Functional testing vs performance testing at a glance
Functional testing and performance testing answer the two questions every release has to clear. Functional testing asks whether the software does the right thing: given an input, does it produce the correct output? Performance testing asks whether it holds up under load: when hundreds or thousands of users arrive at once, does it stay fast and stable? One is about correctness, the other about behavior under pressure, and a release is only ready when both have an answer.
They are not rivals. You do not pick functional testing instead of performance testing any more than a restaurant picks between a dish that tastes right and a kitchen that can plate three hundred of them on a Saturday night. You need both. The table below maps the two by what they ask, what they measure, and when they run; the rest of this guide takes each row in turn.
| Functional testing | Performance testing | |
|---|---|---|
| Question it answers | Does it do the right thing? | Does it hold up under load? |
| Testing category | Functional | Non-functional |
| What it measures | Whether the output matches what is expected | Response time, throughput, errors, Core Web Vitals |
| User load | Usually one user | Many concurrent virtual users |
| Result | A clear pass or fail | A degradation curve, read against targets |
| When it runs | On every build, as early as possible | Before releases and known traffic events |
| Example | Does checkout accept a valid card? | Does checkout stay fast at 2,000 users? |
| Typical tools | Selenium, Playwright, Cypress, Postman | k6, JMeter, Gatling, real-browser platforms |
Two things stand out. The two are not alternatives, because they answer different questions: “does it work” versus “does it hold up.” And they sit at different points in the release. Functional checks are cheap enough to run on every commit, so they go first and keep broken builds out. Performance tests are heavier, so you spend them on builds that have already proven they are not broken. Answer the correctness question first, then measure how the correct thing behaves under load.

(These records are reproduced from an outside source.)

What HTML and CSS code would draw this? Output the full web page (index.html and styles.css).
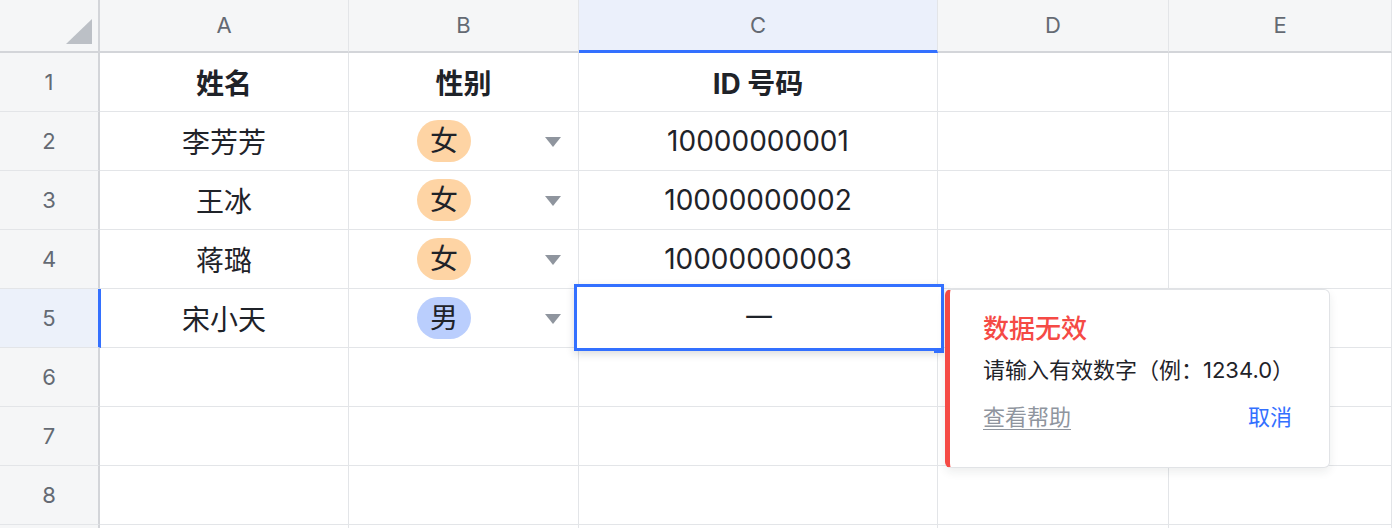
FILE: index.html
```html
<!DOCTYPE html>
<html lang="zh-CN">
<head>
<meta charset="utf-8">
<title>Sheet</title>
<link rel="stylesheet" href="styles.css">
</head>
<body>
<div class="sheet">
  <div class="grid">
    <div class="hd corner"><span class="tri"></span></div>
    <div class="hd col">A</div>
    <div class="hd col">B</div>
    <div class="hd col sel">C</div>
    <div class="hd col">D</div>
    <div class="hd col">E</div>

    <div class="rh">1</div>
    <div class="c bold">姓名</div>
    <div class="c bold">性别</div>
    <div class="c bold">ID 号码</div>
    <div class="c"></div>
    <div class="c"></div>

    <div class="rh">2</div>
    <div class="c">李芳芳</div>
    <div class="c opt"><span class="opt-box"><span class="pill f">女</span></span><span class="arrow"></span></div>
    <div class="c num">10000000001</div>
    <div class="c"></div>
    <div class="c"></div>

    <div class="rh">3</div>
    <div class="c">王冰</div>
    <div class="c opt"><span class="opt-box"><span class="pill f">女</span></span><span class="arrow"></span></div>
    <div class="c num">10000000002</div>
    <div class="c"></div>
    <div class="c"></div>

    <div class="rh">4</div>
    <div class="c">蒋璐</div>
    <div class="c opt"><span class="opt-box"><span class="pill f">女</span></span><span class="arrow"></span></div>
    <div class="c num">10000000003</div>
    <div class="c"></div>
    <div class="c"></div>

    <div class="rh sel">5</div>
    <div class="c">宋小天</div>
    <div class="c opt"><span class="opt-box"><span class="pill m">男</span></span><span class="arrow"></span></div>
    <div class="c"></div>
    <div class="c"></div>
    <div class="c"></div>

    <div class="rh">6</div>
    <div class="c"></div><div class="c"></div><div class="c"></div><div class="c"></div><div class="c"></div>
    <div class="rh">7</div>
    <div class="c"></div><div class="c"></div><div class="c"></div><div class="c"></div><div class="c"></div>
    <div class="rh">8</div>
    <div class="c"></div><div class="c"></div><div class="c"></div><div class="c"></div><div class="c"></div>
    <div class="rh"></div>
    <div class="c"></div><div class="c"></div><div class="c"></div><div class="c"></div><div class="c"></div>
  </div>

  <div class="editor">一<span class="handle"></span></div>

  <div class="tip">
    <div class="tip-title">数据无效</div>
    <div class="tip-msg">请输入有效数字（例：1234.0）</div>
    <div class="tip-actions">
      <span class="tip-help">查看帮助</span>
      <span class="tip-cancel">取消</span>
    </div>
  </div>
</div>
</body>
</html>
```

FILE: styles.css
```css
* { box-sizing: border-box; }
html, body {
  margin: 0;
  padding: 0;
  background: #ffffff;
  overflow: hidden;
}
body {
  font-family: Inter, "Noto Sans CJK SC", sans-serif;
  color: #1f2329;
}
.sheet {
  position: relative;
  width: 1392px;
  height: 528px;
  overflow: hidden;
}
.grid {
  display: grid;
  grid-template-columns: 100px 249px 230px 359px 231px 1fr;
  grid-template-rows: 53px repeat(9, 59px);
}
.hd {
  background: #f5f6f7;
  border-bottom: 2px solid #d3d5d9;
  border-right: 1px solid #e3e5e8;
  display: flex;
  align-items: center;
  justify-content: center;
  font-size: 22px;
  color: #646a73;
  padding-bottom: 1px;
}
.hd.corner {
  border-right: 2px solid #d3d5d9;
  position: relative;
}
.tri {
  position: absolute;
  right: 6px;
  bottom: 7px;
  width: 0;
  height: 0;
  border-style: solid;
  border-width: 0 0 25px 26px;
  border-color: transparent transparent #bcc0c6 transparent;
}
.hd.sel {
  background: #ebf0fb;
  border-bottom: 3px solid #3370ff;
}
.rh {
  background: #f5f6f7;
  border-right: 2px solid #d3d5d9;
  border-bottom: 1px solid #e3e5e8;
  display: flex;
  align-items: center;
  justify-content: center;
  font-size: 22px;
  color: #646a73;
}
.rh.sel {
  background: #ecf1fa;
  border-right: 3px solid #3370ff;
  margin-right: -1px;
  position: relative;
  z-index: 1;
}
.c {
  border-right: 1px solid #e3e5e8;
  border-bottom: 1px solid #e3e5e8;
  display: flex;
  align-items: center;
  justify-content: center;
  font-size: 28px;
  color: #1f2329;
}
.c.bold { font-weight: 700; }
.c.opt { justify-content: flex-start; }
.opt-box {
  flex: 1;
  display: flex;
  justify-content: center;
}
.pill {
  display: inline-flex;
  align-items: center;
  justify-content: center;
  width: 54px;
  height: 42px;
  border-radius: 21px;
  font-size: 28px;
  line-height: 1;
}
.pill.f { background: #fed4a4; }
.pill.m { background: #bacefd; }
.arrow {
  width: 0;
  height: 0;
  border-style: solid;
  border-width: 10px 8.5px 0 8.5px;
  border-color: #8f959e transparent transparent transparent;
  margin-left: 6px;
  margin-right: 17px;
  margin-top: 2px;
}
.editor {
  position: absolute;
  left: 574px;
  top: 284px;
  width: 370px;
  height: 67px;
  border: 3px solid #3370ff;
  background: #ffffff;
  box-shadow: 0 3px 8px rgba(31, 35, 41, 0.16);
  display: flex;
  align-items: center;
  justify-content: center;
  font-size: 28px;
  color: #1f2329;
  padding-bottom: 4px;
  z-index: 2;
}
.handle {
  position: absolute;
  right: -3px;
  bottom: -5px;
  width: 10px;
  height: 3px;
  background: #3370ff;
}
.tip {
  position: absolute;
  left: 945px;
  top: 289px;
  width: 385px;
  height: 179px;
  background: #ffffff;
  border: 1px solid #e1e3e6;
  border-left: 5px solid #f54a45;
  border-radius: 6px;
  box-shadow: 0 4px 10px rgba(31, 35, 41, 0.08);
  padding: 23px 37px 0 33px;
  z-index: 3;
}
.tip-title {
  font-size: 26px;
  line-height: 32px;
  font-weight: 500;
  color: #f54a45;
}
.tip-msg {
  margin-top: 10px;
  font-size: 22px;
  line-height: 30px;
  color: #1f2329;
}
.tip-actions {
  margin-top: 17px;
  display: flex;
  justify-content: space-between;
  font-size: 22px;
  line-height: 30px;
}
.tip-help {
  color: #8f959e;
  text-decoration: underline;
  text-underline-offset: 4px;
  text-decoration-thickness: 1px;
}
.tip-cancel {
  color: #3370ff;
}
```
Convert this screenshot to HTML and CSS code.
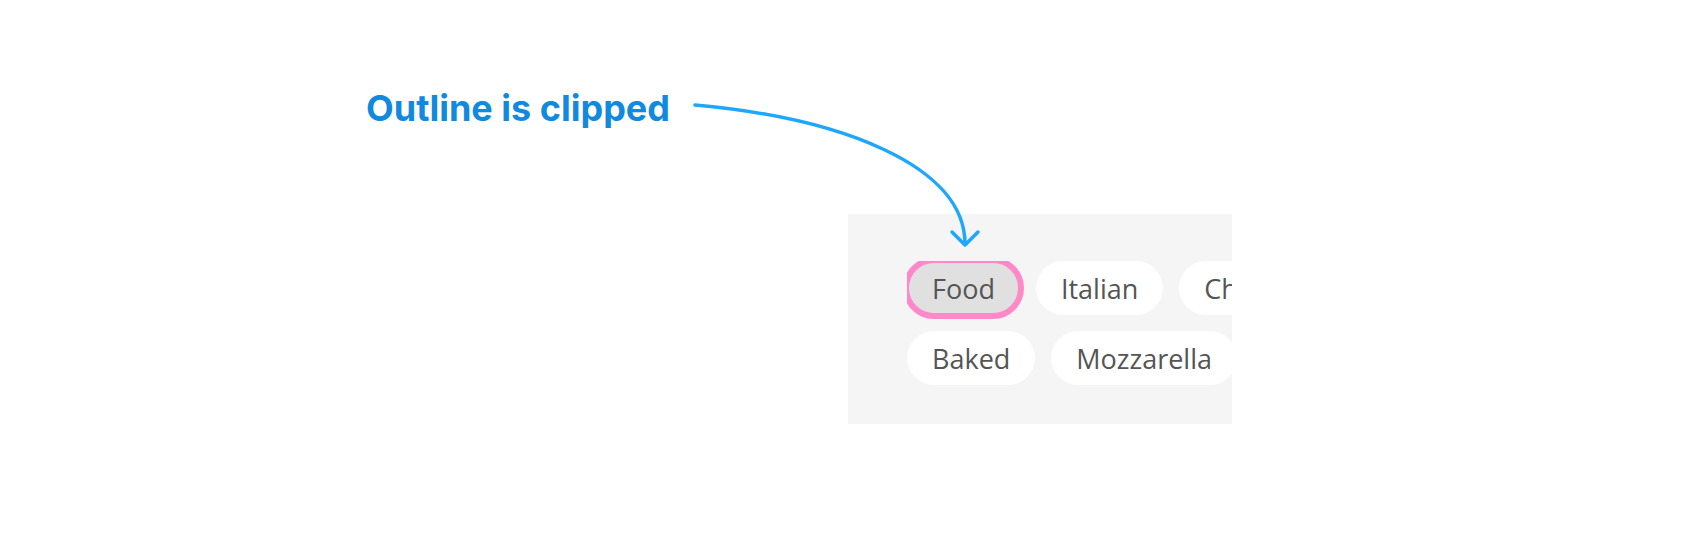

What is functional testing?
Functional testing checks whether software behaves the way it is supposed to: for a given input, it confirms the output is correct. It judges the software by what it does, not how it is built, and it produces a clear pass or fail. If the feature works, it passes. If it does not, it fails.
Functional testing runs at every level, from a single function up to the whole application. Unit tests confirm one function returns the right value; integration tests confirm two components work together; a smoke test runs a quick pass over the critical paths after a build; a sanity test checks one fix in depth; regression tests confirm new code did not break old behavior; and user acceptance testing confirms the finished product meets the requirement. Our guide to smoke testing vs performance testing covers where that quick functional gate fits. What unites them is the same question: does the software do the right thing?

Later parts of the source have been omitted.